Suspected kidnappers, on Sunday, took over the Eruku-Egbe road in Kwara State, firing at vehicles that refused to stop.
The outlaws scared travellers, especially motorists along the route, leaving them with no alternative but to either stop or go on and risk being fired at.
The Commissioner of Police (CP), Adekimi Ojo, told The Guardian Newspaper that a motorist who was shot at, rather than continue his journey, sought refuge at Eruku Police Station till the following day out of fear of being attacked again on the route.

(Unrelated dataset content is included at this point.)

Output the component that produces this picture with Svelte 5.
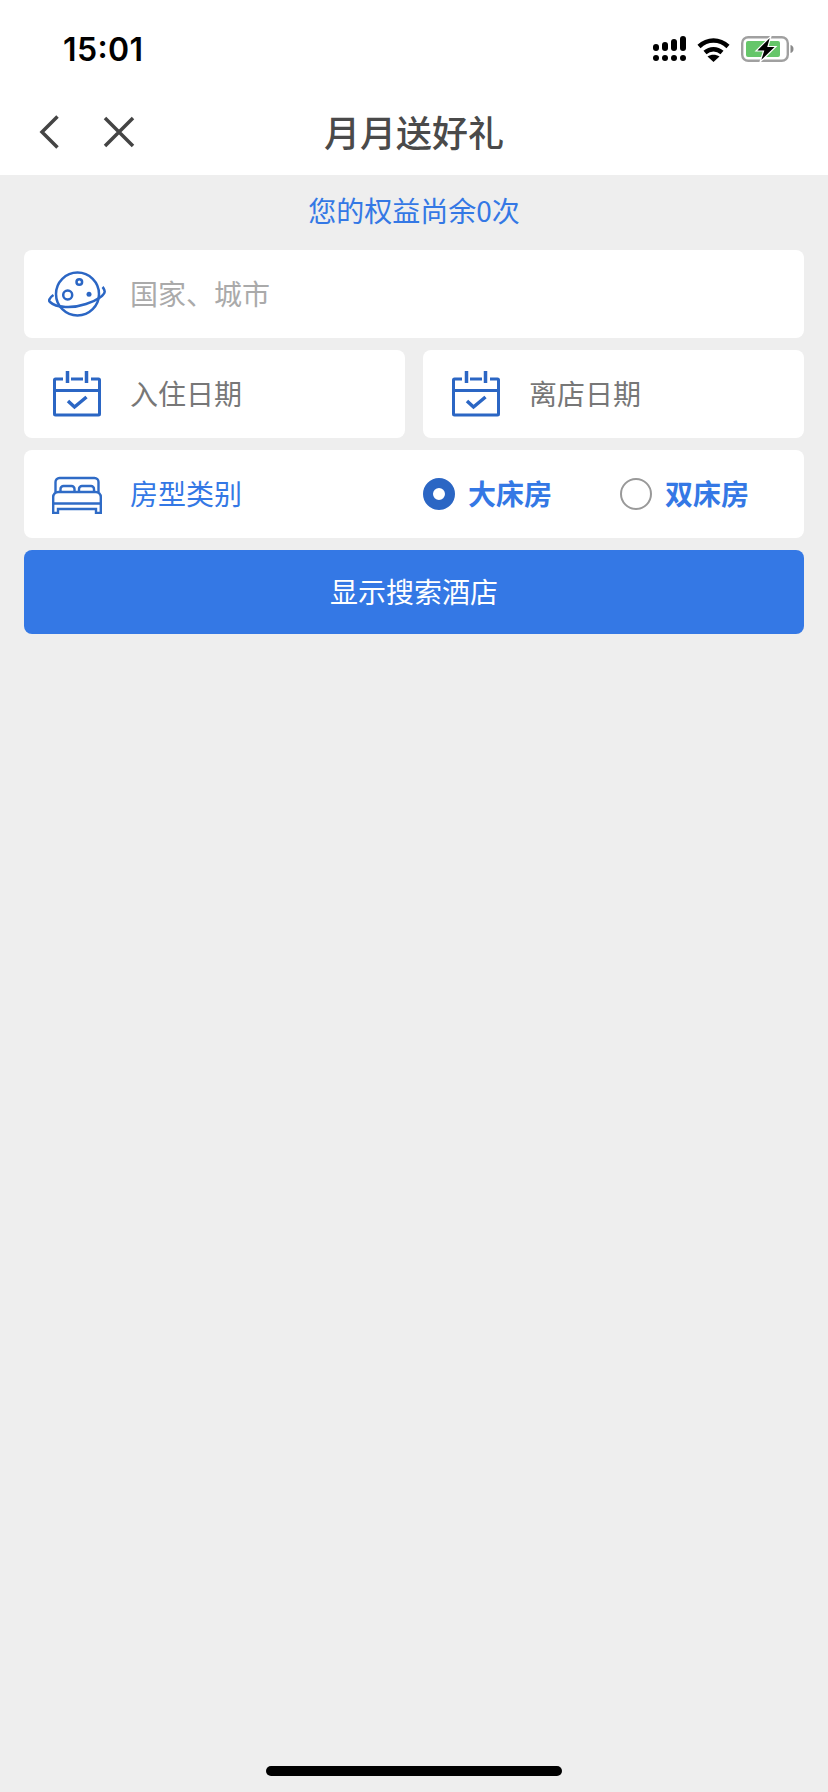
<script>
  let roomType = $state('king')
</script>

{#snippet calendar()}
  <svg width="48" height="46" viewBox="0 0 48 46" fill="none" stroke="#2b66c4" stroke-width="3">
    <path d="M10 8H2.500a1 1 0 0 0-1 1v34a1 1 0 0 0 1 1h43a1 1 0 0 0 1-1V9a1 1 0 0 0-1-1H38" />
    <path d="M18 8h12" />
    <path d="M14.500 0v12M33.500 0v12" stroke-width="3.500" />
    <path d="M1.500 19.500h45" />
    <path d="M15 30l6.500 6 12-10" stroke-width="3.500" />
  </svg>
{/snippet}

<div class="page">
  <div class="top">
    <div class="status">
      <span class="time">15:01</span>
      <div class="status-icons">
        <svg width="33" height="26" viewBox="0 0 33 26" fill="#000">
          <rect x="0" y="8" width="6" height="7" rx="3" />
          <rect x="9" y="6" width="6" height="9" rx="3" />
          <rect x="18" y="3" width="6" height="12" rx="3" />
          <rect x="27" y="0" width="6" height="15" rx="3" />
          <circle cx="3" cy="22" r="3" />
          <circle cx="12" cy="22" r="3" />
          <circle cx="21" cy="22" r="3" />
          <circle cx="30" cy="22" r="3" />
        </svg>
        <svg width="33" height="25" viewBox="0 0 33 25" fill="none" stroke="#000" stroke-width="4.500">
          <path d="M2 9.500C10.500 1.500 22.500 1.500 31 9.500" />
          <path d="M8 15.500C13 11 20 11 25 15.500" />
          <path d="M16.500 25l-6-5.500c3.500-2.500 8.500-2.500 12 0z" fill="#000" stroke="none" />
        </svg>
        <svg width="54" height="26" viewBox="0 0 54 26">
          <rect x="1.200" y="1.200" width="45.600" height="23.600" rx="6" fill="#fff" stroke="#a0a0a0" stroke-width="2.400" />
          <rect x="5" y="5" width="34" height="16" rx="2" fill="#66c66a" />
          <path d="M49.500 9c2 .5 3 2 3 4s-1 3.500-3 4z" fill="#8a8a8a" />
          <path d="M30 0 15 15h7.500L19 26l16-15.500h-8L30 0z" fill="#000" stroke="#fff" stroke-width="1.200" />
        </svg>
      </div>
    </div>
    <div class="nav">
      <div class="nav-left">
        <svg width="20" height="34" viewBox="0 0 20 34" fill="none" stroke="#444" stroke-width="3.500">
          <path d="M18.500 1.500 3 17l15.500 15.500" />
        </svg>
        <svg width="32" height="32" viewBox="0 0 32 32" fill="none" stroke="#444" stroke-width="3.500">
          <path d="M2 2l28 28M30 2 2 30" />
        </svg>
      </div>
      <div class="title">月月送好礼</div>
    </div>
  </div>

  <p class="quota">您的权益尚余0次</p>

  <div class="form">
    <div class="card">
      <div class="icon">
        <svg width="58" height="46" viewBox="0 0 58 46" fill="none" stroke="#2b66c4" stroke-width="2.500">
          <circle cx="29.500" cy="23" r="21.500" />
          <path d="M5.500 24C1 27 .5 30 2 31c6 6 23 6.500 36 2 11-3.500 20-9.500 18.500-13.500-.5-1.500-1-2.500-2-3.500" />
          <circle cx="19.700" cy="24" r="4.500" />
          <circle cx="31.300" cy="11" r="2.800" />
          <circle cx="41" cy="23.300" r="2.500" fill="#2b66c4" stroke="none" />
        </svg>
      </div>
      <span class="text placeholder">国家、城市</span>
    </div>

    <div class="dates">
      <div class="card">
        <div class="icon">{@render calendar()}</div>
        <span class="text date-label">入住日期</span>
      </div>
      <div class="card">
        <div class="icon">{@render calendar()}</div>
        <span class="text date-label">离店日期</span>
      </div>
    </div>

    <div class="card">
      <div class="icon bed">
        <svg width="50" height="38" viewBox="0 0 50 38" fill="none" stroke="#2f6bc6" stroke-width="2.400">
          <path d="M3.500 16V6a4 4 0 0 1 4-4h35a4 4 0 0 1 4 4v10" />
          <path d="M8.500 16v-3a3 3 0 0 1 3-3h8a3 3 0 0 1 3 3v3M27 16v-3a3 3 0 0 1 3-3h9a3 3 0 0 1 3 3v3" />
          <path d="M1.200 37V21a5 5 0 0 1 5-5h37.600a5 5 0 0 1 5 5v16h-4.800v-4H6v4z" />
          <path d="M1.200 27.500h47.600" />
        </svg>
      </div>
      <span class="text room-label">房型类别</span>
      <div class="radios">
        <button class="radio" class:on={roomType === 'king'} onclick={() => (roomType = 'king')}>
          <span class="dot"></span><span class="text">大床房</span>
        </button>
        <button class="radio" class:on={roomType === 'twin'} onclick={() => (roomType = 'twin')}>
          <span class="dot"></span><span class="text">双床房</span>
        </button>
      </div>
    </div>

    <button class="search"><span class="label">显示搜索酒店</span></button>
  </div>

  <div class="home"></div>
</div>

<style>
  :global(body) {
    margin: 0;
    background: #eeeeee;
  }

  .page {
    display: flex;
    flex-direction: column;
    min-height: 1792px;
    font-family: "Noto Sans CJK SC", "Noto Sans", sans-serif;
    background: #eeeeee;
  }

  .top {
    background: #fff;
    height: 175px;
  }

  .status {
    display: flex;
    justify-content: space-between;
    align-items: center;
    height: 98px;
    padding: 0 33px 0 63px;
  }

  .time {
    font-family: Inter, sans-serif;
    font-size: 32px;
    font-weight: 600;
    font-feature-settings: "case";
    letter-spacing: 0.4px;
    color: #000;
  }

  .status-icons {
    display: flex;
    align-items: center;
    gap: 11px;
  }

  .nav {
    display: grid;
    grid-template-columns: 1fr auto 1fr;
    align-items: center;
    height: 68px;
  }

  .nav-left {
    display: flex;
    align-items: center;
    gap: 44px;
    padding-left: 39px;
  }

  .title {
    font-size: 36px;
    font-weight: 500;
    color: #4a4a4a;
    line-height: 66px;
    padding-bottom: 2px;
  }

  .quota {
    margin: 0;
    height: 75px;
    line-height: 71px;
    text-align: center;
    font-size: 28px;
    color: #3478e5;
  }

  .form {
    display: flex;
    flex-direction: column;
    gap: 12px;
    padding: 0 24px;
  }

  .dates {
    display: grid;
    grid-template-columns: 1fr 1fr;
    gap: 18px;
  }

  .card {
    display: flex;
    align-items: center;
    height: 88px;
    background: #fff;
    border-radius: 8px;
    font-size: 28px;
  }

  .text {
    margin-bottom: 3px;
  }

  .icon {
    display: flex;
    justify-content: center;
    flex: none;
    width: 58px;
    margin: 0 25px 0 24px;
  }

  .bed {
    padding-top: 2px;
  }

  .placeholder {
    color: #aaaaaa;
    margin-left: -1px;
  }

  .date-label {
    color: #777777;
    margin-left: -1px;
  }

  .room-label {
    flex: 1;
    color: #3478e5;
    margin-left: -1px;
  }

  .radios {
    display: flex;
    gap: 68px;
    padding-right: 55px;
  }

  .radio {
    display: flex;
    align-items: center;
    gap: 13px;
    padding: 0;
    border: 0;
    background: none;
    font: inherit;
    font-weight: 700;
    color: #3478e5;
  }

  .dot {
    box-sizing: border-box;
    width: 32px;
    height: 32px;
    border: 2px solid #999;
    border-radius: 50%;
    background: #fff;
  }

  .radio.on .dot {
    border: 10px solid #2b66c4;
  }

  .search {
    height: 84px;
    border: 0;
    border-radius: 8px;
    background: #3478e5;
    color: #fff;
    font: inherit;
    font-size: 28px;
  }

  .label {
    display: block;
    margin-bottom: 2px;
  }

  .home {
    align-self: center;
    width: 296px;
    height: 10px;
    margin-top: auto;
    margin-bottom: 16px;
    border-radius: 5px;
    background: #000;
  }
</style>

The CP, in a telephone chat with our reporter, while clearing the air on the viral story that the kidnappers seized the route on Monday to unleash terror on motorists, debunked the rumour that it ever happened on Monday.

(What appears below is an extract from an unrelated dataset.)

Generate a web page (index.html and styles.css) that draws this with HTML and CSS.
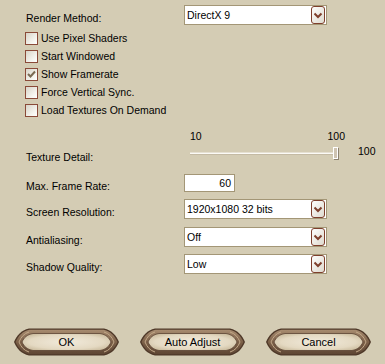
FILE: index.html
```html
<!DOCTYPE html>
<html lang="en">
<head>
  <meta charset="UTF-8" />
  <title>Display Options</title>
  <link rel="stylesheet" href="styles.css">
</head>
<body>

<div class="panel">
  <div class="row row-first">
    <span class="label">Render Method:</span>
    <div class="select">
      <span class="select-text">DirectX 9</span>
      <span class="drop"><svg width="14" height="18" viewBox="0 0 14 18"><defs><linearGradient id="dg" x1="0" y1="0" x2="1" y2="1"><stop offset="0" stop-color="#ffffff"/><stop offset="1" stop-color="#ddd8cc"/></linearGradient></defs><rect x="0.5" y="0.5" width="13" height="17" rx="2.5" fill="url(#dg)" stroke="#7e3f2c"/><path d="M3.5 7.5 L7 11 L10.5 7.5" fill="none" stroke="#7e3f2c" stroke-width="2"/></svg></span>
    </div>
  </div>

  <div class="checks">
    <label class="check"><span class="box"></span>Use Pixel Shaders</label>
    <label class="check"><span class="box"></span>Start Windowed</label>
    <label class="check"><span class="box"><svg width="11" height="11" viewBox="0 0 11 11"><path d="M2 5 L4.5 7.5 L9 2.5" fill="none" stroke="#7a6a52" stroke-width="2"/></svg></span>Show Framerate</label>
    <label class="check"><span class="box"></span>Force Vertical Sync.</label>
    <label class="check"><span class="box"></span>Load Textures On Demand</label>
  </div>

  <div class="row row-slider">
    <span class="label label-slider">Texture Detail:</span>
    <div class="slider">
      <div class="ticks"><span>10</span><span>100</span></div>
      <div class="track"><span class="thumb"></span></div>
    </div>
    <span class="slider-value">100</span>
  </div>

  <div class="row row-rate">
    <span class="label">Max. Frame Rate:</span>
    <div class="number">60</div>
  </div>

  <div class="row row-select">
    <span class="label">Screen Resolution:</span>
    <div class="select">
      <span class="select-text">1920x1080 32 bits</span>
      <span class="drop"><svg width="14" height="18" viewBox="0 0 14 18"><rect x="0.5" y="0.5" width="13" height="17" rx="2.5" fill="url(#dg)" stroke="#7e3f2c"/><path d="M3.5 7.5 L7 11 L10.5 7.5" fill="none" stroke="#7e3f2c" stroke-width="2"/></svg></span>
    </div>
  </div>

  <div class="row row-select row-gap8">
    <span class="label">Antialiasing:</span>
    <div class="select">
      <span class="select-text">Off</span>
      <span class="drop"><svg width="14" height="18" viewBox="0 0 14 18"><rect x="0.5" y="0.5" width="13" height="17" rx="2.5" fill="url(#dg)" stroke="#7e3f2c"/><path d="M3.5 7.5 L7 11 L10.5 7.5" fill="none" stroke="#7e3f2c" stroke-width="2"/></svg></span>
    </div>
  </div>

  <div class="row row-select">
    <span class="label">Shadow Quality:</span>
    <div class="select">
      <span class="select-text">Low</span>
      <span class="drop"><svg width="14" height="18" viewBox="0 0 14 18"><rect x="0.5" y="0.5" width="13" height="17" rx="2.5" fill="url(#dg)" stroke="#7e3f2c"/><path d="M3.5 7.5 L7 11 L10.5 7.5" fill="none" stroke="#7e3f2c" stroke-width="2"/></svg></span>
    </div>
  </div>
</div>

<div class="buttons">
  <button class="btn"><svg class="btn-bg" width="107" height="30" viewBox="0 0 107 30"><use href="#btnshape"/></svg><span>OK</span></button>
  <button class="btn"><svg class="btn-bg" width="107" height="30" viewBox="0 0 107 30"><use href="#btnshape"/></svg><span>Auto Adjust</span></button>
  <button class="btn"><svg class="btn-bg" width="107" height="30" viewBox="0 0 107 30"><use href="#btnshape"/></svg><span>Cancel</span></button>
</div>

<!-- shared button artwork -->
<svg width="0" height="0" class="defs">
  <defs>
    <linearGradient id="rim" x1="0" y1="0" x2="0" y2="1">
      <stop offset="0" stop-color="#a88c70"/>
      <stop offset="0.5" stop-color="#7c6048"/>
      <stop offset="1" stop-color="#5e4634"/>
    </linearGradient>
    <radialGradient id="parch" cx="0.5" cy="0.5" r="0.6">
      <stop offset="0" stop-color="#f1eadb"/>
      <stop offset="0.7" stop-color="#e4d9c2"/>
      <stop offset="1" stop-color="#cbbc9e"/>
    </radialGradient>
    <g id="btnshape">
      <path d="M1 15 C4 8 8 3.5 16 1.5 H91 C99 3.5 103 8 106 15 C103 22 99 26.5 91 28.5 H16 C8 26.5 4 22 1 15 Z" fill="#4e3828"/>
      <path d="M2.5 15 C5.5 8.5 9 4.5 16.5 2.7 H90.5 C98 4.5 101.5 8.5 104.5 15 C101.5 21.5 98 25.5 90.5 27.3 H16.5 C9 25.5 5.5 21.5 2.5 15 Z" fill="url(#rim)"/>
      <path d="M9 15 C11 10.5 14 7.5 20 6.5 H87 C93 7.5 96 10.5 98 15 C96 19.5 93 22.5 87 23.5 H20 C14 22.5 11 19.5 9 15 Z" fill="url(#parch)" stroke="#5a4232" stroke-width="0.8"/>
      <path d="M6 15 C8 10 11 6.5 16 5 M6 15 C8 20 11 23.5 16 25 M101 15 C99 10 96 6.5 91 5 M101 15 C99 20 96 23.5 91 25" fill="none" stroke="#c2a888" stroke-width="1"/>
    </g>
  </defs>
</svg>

</body>
</html>
```

FILE: styles.css
```css
* {
  box-sizing: border-box;
}

body {
  margin: 0;
  height: 364px;
  background-color: #d4ccb4;
  font-family: "Liberation Sans", Arial, sans-serif;
  font-size: 10.5px;
  color: #000;
  display: flex;
  flex-direction: column;
}

.panel {
  padding-left: 25px;
}

.row {
  display: grid;
  grid-template-columns: 159px auto;
  align-items: center;
}

.row-first {
  margin-top: 5px;
}

.label {
  line-height: 12px;
  padding-top: 5px;
  padding-left: 1px;
}

/* dropdowns */
.select {
  width: 143px;
  height: 20px;
  border: 1px solid #a39676;
  background-color: #fff;
  display: flex;
  align-items: center;
  justify-content: space-between;
}

.select-text {
  padding-left: 2px;
}

.drop {
  display: flex;
  margin-right: 1px;
}

/* checkboxes */
.checks {
  margin-top: 7px;
  display: flex;
  flex-direction: column;
  gap: 5px;
}

.check {
  display: flex;
  align-items: center;
  height: 13px;
  line-height: 13px;
}

.box {
  width: 13px;
  height: 13px;
  border: 1px solid #8a4a38;
  background: linear-gradient(135deg, #d8d4c8 0%, #f6f5f0 70%, #fff 100%);
  margin-right: 3px;
  display: flex;
  align-items: center;
  justify-content: center;
}

/* slider */
.row-slider {
  margin-top: 13px;
  grid-template-columns: 159px 174px auto;
  align-items: start;
}

.label-slider {
  margin-top: 16px;
}

.slider {
  padding-left: 6px;
}

.ticks {
  width: 155px;
  height: 12px;
  line-height: 12px;
  display: flex;
  justify-content: space-between;
}

.track {
  position: relative;
  margin-top: 10px;
  width: 148px;
  height: 3px;
  background-color: #fbfaf6;
  border-top: 1px solid #e6e0d2;
  border-bottom: 1px solid #c4baa4;
}

.thumb {
  position: absolute;
  right: 0;
  top: -6px;
  width: 5px;
  height: 12px;
  background-color: #cfc4b2;
  border: 1px solid #fff;
  box-shadow: 1px 1px 0 #8d8270;
}

.slider-value {
  margin-top: 15px;
  line-height: 12px;
}

/* number field */
.row-rate {
  margin-top: 11px;
}

.number {
  width: 51px;
  height: 18px;
  border: 1px solid #a39676;
  background-color: #fff;
  text-align: right;
  padding-right: 3px;
  line-height: 16px;
}

.row-select {
  margin-top: 7px;
}

.row-gap8 {
  margin-top: 8px;
}

/* bottom buttons */
.buttons {
  margin-top: auto;
  padding: 0 13px 7px;
  display: flex;
  justify-content: space-between;
}

.btn {
  position: relative;
  width: 107px;
  height: 30px;
  padding: 0;
  border: none;
  background: none;
  font-family: "Liberation Sans", Arial, sans-serif;
  font-size: 11px;
  color: #000;
  display: flex;
  align-items: center;
  justify-content: center;
}

.btn-bg {
  position: absolute;
  left: 0;
  top: 0;
}

.btn span {
  position: relative;
}

.defs {
  position: absolute;
}
```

CP Ojo said: “I am not aware of any crisis on that route today (Monday). What you are referring to was what happened on Sunday at about 4 pm when they (kidnappers) fired at a vehicle and the driver drove straight to the police station in Eruku.”
He said, “Certainly, they were kidnappers because their reason for firing is to force the driver to stop so that they could trans-load.
“However, the driver who defied them went to our police station and stayed there till this morning when he left.”
He added that his men had mobilised and had chased the kidnappers away from the entire route.
“There are policemen on that road now, many of them, because the information we had is that those people (kidnappers) came from Ayemoro in Ekiti State. We are still working on the information,” he said.
Last month, troops of the Nigerian Army’s 2 Division and Sector 3, Operation Fasan Yamma, rescued 21 kidnapped victims in a major counter-banditry operation across Kwara and Kogi states.
According to a statement by the Acting Deputy Director, Army Public Relations, 2 Division, Lieutenant Colonel Polycarp Okoye, the operation took place on October 17, 2025, following coordinated offensives by troops of the 12 Brigade, Lokoja, and the 22 Armoured Brigade, Ilorin.
Okoye said the rescued victims included 14 males, four females, an infant, and four Chinese nationals who had been abducted from various locations across the two states. He noted that some of them had been in captivity for more than four months before intensified military operations forced the bandits to release them.
The General Officer Commanding (GOC) 2 Division and Commander, Sector 3, Operation Fasan Yamma, Major General C. R. Nnebeife, said the victims were immediately given first aid and relief materials to aid their recovery from the trauma of their ordeal.